New Horizons in Conservation

New Horizons in Conservation Conference

JEDSI regularly holds New Horizons events to advance diversity in the environmental sector. To date, there have been five New Horizons in Conservation Conferences. These international, widely attended conferences are an opportunity to understand the status of diversity, equity, and inclusion (DEI) within the conservation field and assess critical gaps.   

The New Horizons in Conservation Conference is for students and professionals from underrepresented backgrounds in the conservation field and/or those who are committed to diversity, equity, and inclusion in the field.  

New Horizons also works to bolster the critical pipelines built by diversity pathway programs across the nation by providing spaces for participants to connect with peers, network, engage in hands-on professional development workshops and training, attend local field trips, and hear from a diverse range of leaders and visionaries in the field.  
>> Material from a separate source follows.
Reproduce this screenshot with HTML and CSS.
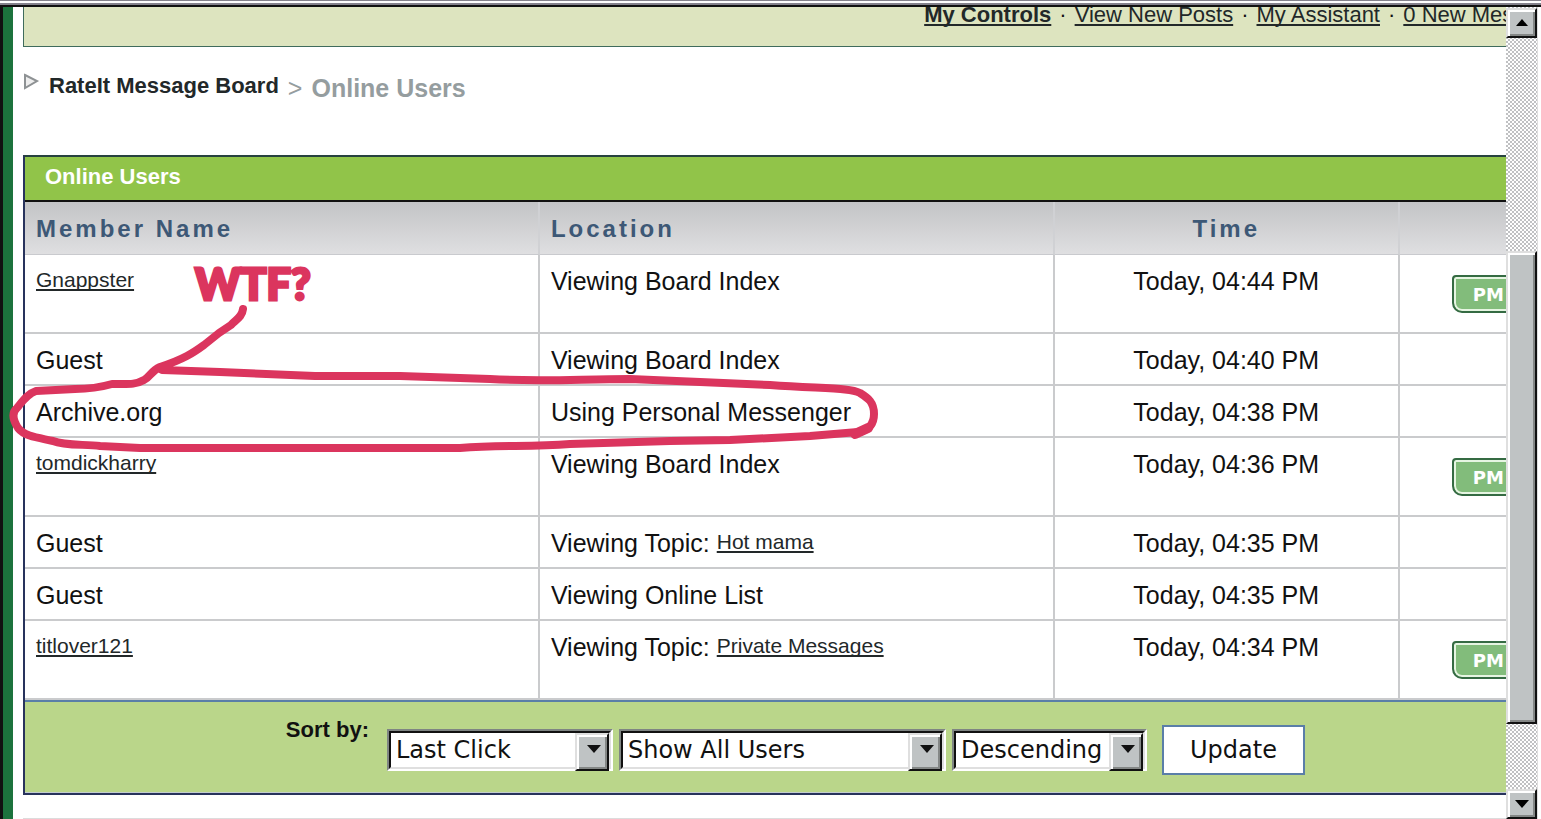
FILE: index.html
```html
<!DOCTYPE html>
<html lang="en">
<head>
    <meta charset="UTF-8">
    <meta name="viewport" content="width=device-width, initial-scale=1.0">
    <title>RateIt Message Board - Online Users</title>
    <link rel="stylesheet" href="styles.css">
</head>
<body>
    <div class="window">
        <main class="page">
            <nav class="user-bar">
                <a href="#" class="strong">My Controls</a>
                <span>·</span>
                <a href="#">View New Posts</a>
                <span>·</span>
                <a href="#">My Assistant</a>
                <span>·</span>
                <a href="#">0 New Messages</a>
            </nav>

            <div class="breadcrumb">
                <svg class="nav-arrow" width="16" height="18" viewBox="0 0 16 18" aria-hidden="true">
                    <path d="M1 2 L13 8 L1 15 Z" fill="#eeeeee" stroke="#8e9294" stroke-width="2"/>
                </svg>
                <a href="#">RateIt Message Board</a>
                <span class="sep">&gt;</span>
                <span class="current">Online Users</span>
            </div>

            <section class="board">
                <h1>Online Users</h1>
                <table>
                    <thead>
                        <tr>
                            <th class="name">Member Name</th>
                            <th class="location">Location</th>
                            <th class="time">Time</th>
                            <th class="contact"></th>
                        </tr>
                    </thead>
                    <tbody>
                        <tr class="member">
                            <td><a href="#">Gnappster</a></td>
                            <td>Viewing Board Index</td>
                            <td class="time">Today, 04:44 PM</td>
                            <td class="contact"><button type="button" class="pm">PM</button></td>
                        </tr>
                        <tr>
                            <td>Guest</td>
                            <td>Viewing Board Index</td>
                            <td class="time">Today, 04:40 PM</td>
                            <td class="contact"></td>
                        </tr>
                        <tr>
                            <td>Archive.org</td>
                            <td>Using Personal Messenger</td>
                            <td class="time">Today, 04:38 PM</td>
                            <td class="contact"></td>
                        </tr>
                        <tr class="member">
                            <td><a href="#">tomdickharry</a></td>
                            <td>Viewing Board Index</td>
                            <td class="time">Today, 04:36 PM</td>
                            <td class="contact"><button type="button" class="pm">PM</button></td>
                        </tr>
                        <tr>
                            <td>Guest</td>
                            <td>Viewing Topic: <a href="#">Hot mama</a></td>
                            <td class="time">Today, 04:35 PM</td>
                            <td class="contact"></td>
                        </tr>
                        <tr>
                            <td>Guest</td>
                            <td>Viewing Online List</td>
                            <td class="time">Today, 04:35 PM</td>
                            <td class="contact"></td>
                        </tr>
                        <tr class="member">
                            <td><a href="#">titlover121</a></td>
                            <td>Viewing Topic: <a href="#">Private Messages</a></td>
                            <td class="time">Today, 04:34 PM</td>
                            <td class="contact"><button type="button" class="pm">PM</button></td>
                        </tr>
                    </tbody>
                </table>
                <form class="sort-bar">
                    <label for="sort-key">Sort by:</label>
                    <div class="selects">
                        <span class="select select-key">
                            <select id="sort-key"><option>Last Click</option></select>
                        </span>
                        <span class="select select-show">
                            <select aria-label="Users to show"><option>Show All Users</option></select>
                        </span>
                        <span class="select select-order">
                            <select aria-label="Sort order"><option>Descending</option></select>
                        </span>
                    </div>
                    <button type="button" class="update">Update</button>
                </form>
            </section>
            <div class="next-row"></div>
        </main>

        <div class="scrollbar">
            <button type="button" class="bevel" aria-label="Scroll up">
                <svg width="12" height="8" viewBox="0 0 12 8"><path d="M6 0 L12 7 H0 Z" fill="#000"/></svg>
            </button>
            <div class="space-above"></div>
            <div class="bevel thumb"></div>
            <div class="space-below"></div>
            <button type="button" class="bevel" aria-label="Scroll down">
                <svg width="14" height="8" viewBox="0 0 14 8"><path d="M0 0 H14 L7 8 Z" fill="#000"/></svg>
            </button>
        </div>
    </div>

    <!-- Hand-drawn note over the table -->
    <svg class="note" width="900" height="470" viewBox="0 0 900 470">
        <text x="195" y="300">WTF?</text>
        <path d="M243 309 C242 318 235 320 231 325 L219 333 L204 345 C193 353 184 359 160 367 C151 371 150 377 144 380 C135 385 129 384 112 384 C98 388 90 389 75 389 L36 391 C27 394 22 402 17 408 C11 413 13 420 18 428 C25 437 40 438 53 441 C65 446 85 444 100 446 L140 448 H460 C500 445 530 447 570 444 L670 441 L730 440 L810 436 L858 432 C870 430 874 423 874 414 C874 402 868 398 860 393 C850 388 830 389 770 385 L700 382 L630 379 C580 379 540 382 490 379 L400 376 H315 L220 372 L162 370" />
        <path d="M855 434 L868 428" class="blot"/>
    </svg>
</body>
</html>
```
FILE: styles.css
```css
* {
    box-sizing: border-box;
}
body {
    margin: 0;
    background-color: #fff;
    color: #111;
    font-family: "Liberation Sans", Arial, sans-serif;
    font-size: 25px;
    line-height: 30px;
}
a {
    color: #222829;
    font-size: 21px;
    text-decoration: underline;
    text-decoration-thickness: 2px;
    text-decoration-skip-ink: none;
    text-underline-offset: 2px;
}

/* Window frame */
.window {
    display: flex;
    height: 100vh;
    padding-right: 3px;
    border-left: 1px solid #84828c;
    border-top: 7px solid #111;
    border-image: linear-gradient(#84828c 1px, #fff 1px, #fff 3px, #84828c 3px, #84828c 5px, #111 5px) 7 0 0 1;
}
.page {
    flex: 1;
    min-width: 0;
    overflow: hidden;
    margin-left: 2px;
    padding-left: 10px;
    border-left: 10px solid #1c733d;
    box-shadow: -2px 0 0 #111;
}

/* Top links */
.user-bar {
    display: flex;
    gap: 8px;
    height: 40px;
    padding-left: 60.7%;
    border-left: 1px solid #3f6b5c;
    border-bottom: 1px solid #3f6b5c;
    background-color: #dde4bf;
    font-size: 22px;
    line-height: 16px;
    white-space: nowrap;
}
.user-bar a {
    font-size: 22px;
}
.strong {
    font-weight: bold;
}

/* Breadcrumb */
.breadcrumb {
    display: flex;
    gap: 9px;
    height: 108px;
    padding: 26px 0 0 1px;
    font-weight: bold;
}
.breadcrumb a {
    font-size: 22px;
    line-height: 26px;
    text-decoration: none;
}
.sep,
.current {
    color: #959d9f;
}
.sep {
    font-weight: normal;
}

/* Online users board */
.board {
    width: 116%;
    border: 2px solid #28335c;
    border-top-color: #27423f;
}
.board h1 {
    margin: 0;
    padding: 5px 20px 8px;
    border-bottom: 2px solid #111;
    background-color: #91c449;
    color: #fff;
    font-size: 22px;
    line-height: 30px;
}
table {
    width: 100%;
    table-layout: fixed;
    border-collapse: separate;
    border-spacing: 0;
}
th {
    height: 53px;
    padding: 2px 11px 0;
    border-right: 2px solid #d0d1d4;
    border-bottom: 1px solid #c9cace;
    background-image: linear-gradient(#c3c4c6, #dfdfe1);
    color: #3d5876;
    font-size: 24px;
    letter-spacing: 3px;
    text-align: left;
}
td {
    height: 52px;
    padding: 11px 11px 9px;
    border-right: 2px solid #cacbcd;
    border-bottom: 2px solid #cacbcd;
    vertical-align: top;
}
td a {
    vertical-align: 3px;
    line-height: 20px;
}
.member td {
    height: 79px;
}
.name,
.location {
    width: 30%;
}
.time {
    width: 20.1%;
    text-align: center;
}
.contact {
    width: 19.9%;
    padding: 20px 0 0 52px;
}
.pm {
    display: block;
    width: 100px;
    height: 38px;
    padding: 0 19px;
    border: 2px solid #356b43;
    border-radius: 4px 4px 4px 10px;
    box-shadow: inset 0 0 0 2px #e6f5e2;
    background-color: #82bc7b;
    color: #fff;
    font: bold 18px "DejaVu Sans", Verdana, sans-serif;
    text-align: left;
}

/* Sort controls */
.sort-bar {
    display: flex;
    align-items: center;
    height: 93px;
    padding-top: 6px;
    padding-left: 15.2%;
    border-top: 2px solid #5a7ea8;
    border-bottom: 1px solid #c3cdd0;
    background-color: #bad68a;
}
.sort-bar label {
    margin-right: 18px;
    padding-bottom: 40px;
    font-size: 22px;
    font-weight: bold;
}
.selects {
    display: flex;
    gap: 6px;
    margin-right: 15px;
}
.select {
    position: relative;
    height: 42px;
    border: 2px solid;
    border-color: #7f8583 #fff #fff #7f8583;
}
.select-key {
    width: 226px;
}
.select-show {
    width: 327px;
}
.select-order {
    width: 195px;
}
select {
    appearance: none;
    width: 100%;
    height: 100%;
    padding: 0 0 0 5px;
    border: 2px solid;
    border-color: #111 #dfdfdf #dfdfdf #111;
    border-radius: 0;
    background-color: #fff;
    color: #111;
    font: 24px "DejaVu Sans", Verdana, sans-serif;
}
/* drop-down arrow, drawn over the right end of the select */
.select::before {
    content: "";
    position: absolute;
    top: 2px;
    right: 2px;
    width: 30px;
    height: 34px;
    border: 2px solid;
    border-color: #dfdfdf #111 #111 #dfdfdf;
    box-shadow: inset 2px 2px 0 #fff, inset -2px -2px 0 #848786;
    background-color: #bfc3c4;
    pointer-events: none;
}
.select::after {
    content: "";
    position: absolute;
    top: 14px;
    right: 10px;
    border: 7px solid transparent;
    border-top: 8px solid #111;
    border-bottom: 0;
    pointer-events: none;
}
.update {
    width: 143px;
    height: 50px;
    padding: 0;
    border: 2px solid #5a7ea8;
    background-color: #fff;
    color: #111;
    font: 24px "DejaVu Sans", Verdana, sans-serif;
}
.next-row {
    margin-top: 23px;
    border-top: 1px solid #dcdcdc;
}

/* Scrollbar */
.scrollbar {
    display: flex;
    flex-direction: column;
    width: 32px;
    padding-top: 1px;
    border-right: 1px solid #dfdfdf;
    background: repeating-conic-gradient(#c0c1c3 0 25%, #fff 0 50%) 0 0 / 4px 4px;
}
.bevel {
    display: flex;
    align-items: center;
    justify-content: center;
    height: 30px;
    padding: 0;
    border: 2px solid;
    border-color: #dfdfdf #111 #111 #dfdfdf;
    box-shadow: inset 2px 2px 0 #fff, inset -2px -2px 0 #848786;
    background-color: #bfc3c4;
}
.space-above {
    flex: 214;
}
.thumb {
    flex: 470;
}
.space-below {
    flex: 65;
}

/* Note */
.note {
    position: absolute;
    top: 0;
    left: 0;
    pointer-events: none;
}
.note path {
    fill: none;
    stroke: #db355e;
    stroke-width: 8px;
    stroke-linecap: round;
    stroke-linejoin: round;
}
.note .blot {
    stroke-width: 10px;
}
.note text {
    fill: #db355e;
    stroke: #db355e;
    stroke-width: 3px;
    font: 900 43px Lato, sans-serif;
}
```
This has been a dream of mine for several years. To have a conference that is a conservation and environmental conference, that when I walk in the room I am not counting how many brown and black faces I see. I wanted a conference that when you walked in you saw yourself, you saw people of the global majority, you saw people of color…I also wanted to prove the naysayers wrong that keep saying over and over that we can’t

Dorceta E. Taylor - Inaugural 2018 New Horizons in Conservation Conference

I was impressed by the spectrum of people at the conference – from fellows, alumni, professionals, and CEOs. I finally see a clear direction of how to progress through my career path from where I am now up through CEO.

 

John Ngyuen - Graduate student at Villanova University

For more information about the New Horizons Conservation Convenings

Please contact us at:

newhorizons@yale.edu

The conference I met four other black women from Jamaica doing what I’m doing and we were able to connect with each other. When people say there are not enough people of color working on this, they’re wrong – they’re rendering us invisible.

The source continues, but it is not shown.